The Mersin Akkuyu project undertaken with Russia is Turkey’s sole concrete ‘nuclear energy game’ in town. This does not mean that the Akkuyu project will have a smooth path towards the 2023 target and beyond. The government presents nuclear energy as cheap, sustainable and environmentally friendly. It is also portrayed by many as a powerful way to diversify the country’s energy portfolio while at the same time reducing energy dependence and spilling over to the civilian economy.
There are many good reasons to acquire nuclear energy for a dynamic emerging economy like Turkey. It should be judged not only based on fulfilling Turkey’s future energy demand and creating a balanced energy mix, but also facilitating rapid development in other sectors through advanced technology and knowledge diffusion.
Fossil fuels dependence kept energy costs high, turned the trade balance to Turkey’s disadvantage and constrained its diplomatic negotiating power. Renewables, though impressively on the rise, are still insufficient to make up the gap. In addition, a nuclear energy program is seen as a matter of prestige.
From a strictly climate change perspective, nuclear power brings significant improvement over conventional coal-burning or natural gas-fired power plants. A nuclear plant does not directly produce greenhouse gas emissions (unless it is running idle, being refueled or operating on backup generators), and it emits about one-tenth to one-twentieth the carbon dioxide emissions over the course of its lifecycle as compared with a comparatively sized conventional, fossil-fueled power plant.

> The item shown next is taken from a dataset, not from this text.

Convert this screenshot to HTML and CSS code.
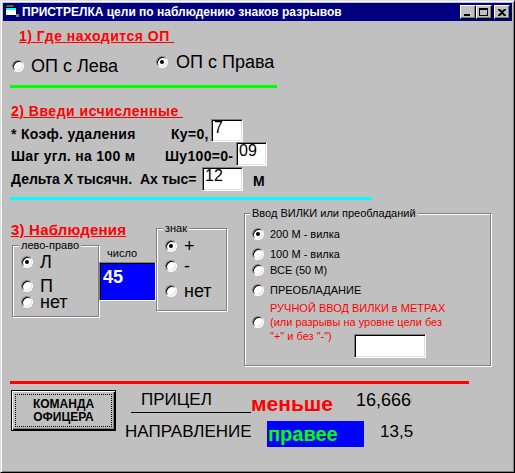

This project also reflects the historic ties of industrial collaboration and joint ventures in heavy industries since the early years of the republic. It is part and parcel of the current partnership between the two countries encompassing trade, investment flows, defense procurement, construction, energy trade, tourism and geopolitical bargains over the Black Sea, Caspian, east Mediterranean, Iraq and Syria.